David Brooks seeks to reframe Zionism

When David Brooks puts forth a definition of Zionism, it merits our attention. Brooks is talented and sometimes incisive, but his main gift may be his acute sense of where Commentary leaves off and the ideological mainstream begins. There he parks, on the often shifting line between the two: kind of a neocon but not, understand, the frothing kind. It’s a slot he shares with The Atlantic’s Jeffrey Goldberg, sometimes described here as the most important Jewish journalist in America, and given the current configuration of power and opinion, a central one.

So in a seeming aside to his column praising Jewish over-representation in the world of intellect (should pro-Iraq-war media figures be quantified as well?) Brooks writes:

“Israel’s technological success is the fruition of the Zionist dream. The country was not founded so stray settlers could sit among thousands of angry Palestinians in Hebron. It was founded so Jews would have a safe place to come together and create things for the world.”

Perhaps also sensing that Americans need a refresher course in the purpose of Zionism, Jeffrey Goldberg immediately reproduced the above paragraph on his blog, appreciating that Brooks “frames Zionism in a completely different way than the news pages do” and “writes smartly about the competition between tribal and worldly Zionism”.

There is a tale in these carefully crafted sentences. David Brooks’s settlers are “stray”—as if some overly enthusiastic campers missed their trail, only to put down their rucksacks in Hebron—and not, as is actually the case, a well-financed salient backed by the American tax code, the Israeli government, and overseen by the IDF. (I’m reminded of the time, many years ago, when Leon Wieseltier explained to my wife that the Israeli army ended up on the outskirts of Beirut because they had misread their maps and got lost.)

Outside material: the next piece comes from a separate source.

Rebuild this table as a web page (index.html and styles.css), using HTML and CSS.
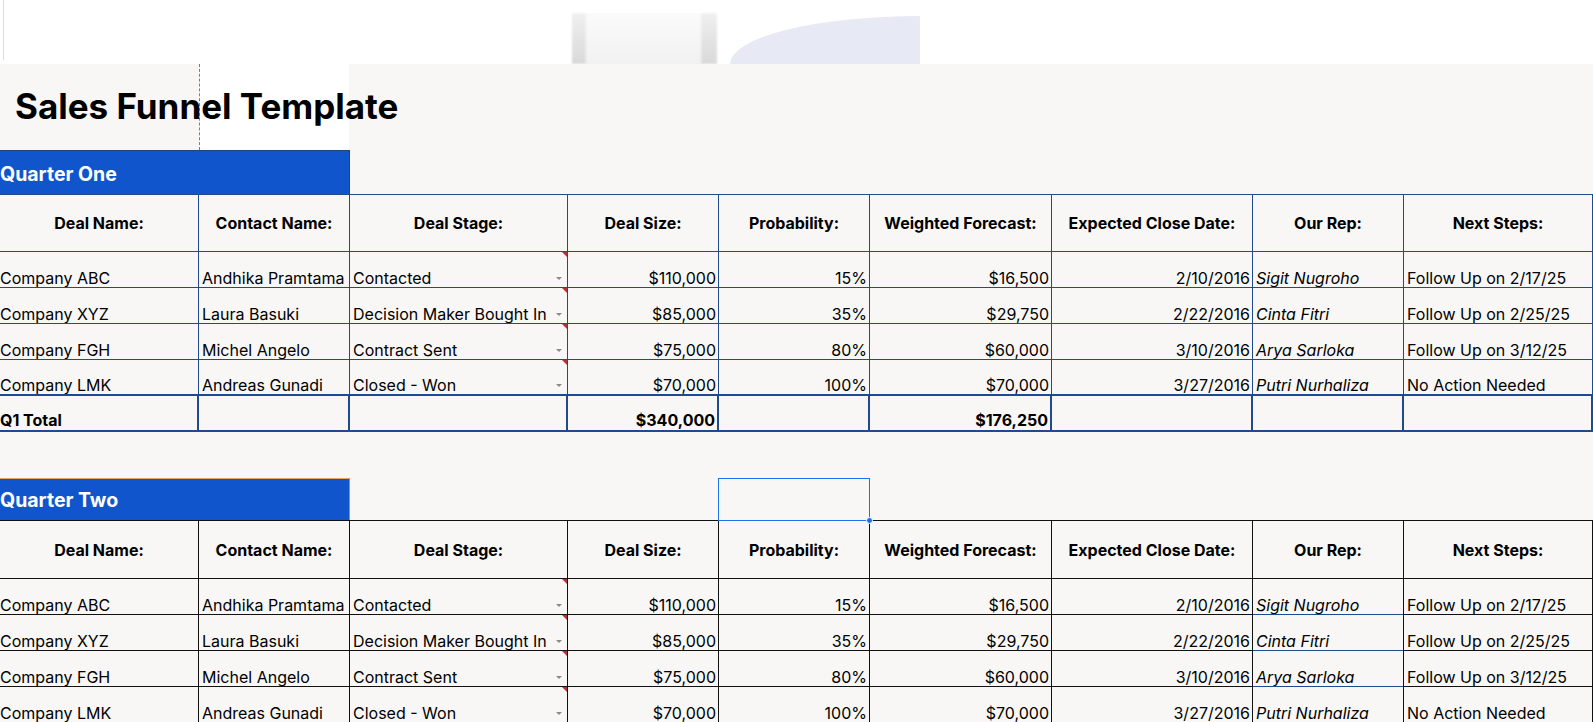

Note too the passivity Brooks attributes to them. They don’t occupy, or build, or settle, or agitate. They “sit” –surrounded by “angry Palestinians.”

One wonders whether David Brooks, after five hundred or so NY Times columns, has considered what would happen if he devoted just one to depicting the actual situation in Hebron. Not the stray settlers who “sit” –but the settlers who throw stones at Palestinian children on their way to school, throw garbage and feces at the Palestinian markets, who scrawl “gas the Arabs” on Palestinian homes,

gas
Photo from Hebron by Doug Whitmore, Christian Peacemakers

cut apart olive trees belonging to the remaining Palestinians–all under the watchful protection of the Israeli army. Hebron is probably the closest thing to pure apartheid that exists anywhere in the world right now: Arab residents are barred from even walking on certain sidewalks in the old city. Many Israelis surely find it distasteful, but not enough to use their democracy to stop the army from protecting the settlers, not enough to terminate the state funds which build the settler roads and maintain infrastructure. Most Americans are oblivious; it’s not as if their mainstream media report from Hebron. So if David Brooks wrote a column about Hebron, it would multiply public awareness of what goes on there many times, and might be a huge step towards rectifying the situation.

But he doesn’t and probably never will. He is pleased to let us know that he finds the settlers a little bit infra dig, and that when Americans think of Israel they should think of software geniuses. It’s a skilled performance, but one almost prefers the forthrightness  of the neocons who make no pretense of desiring  a just settlement with the Palestinians, asserting instead that we should support Israel more than we do any other country in the world because it "shares our values."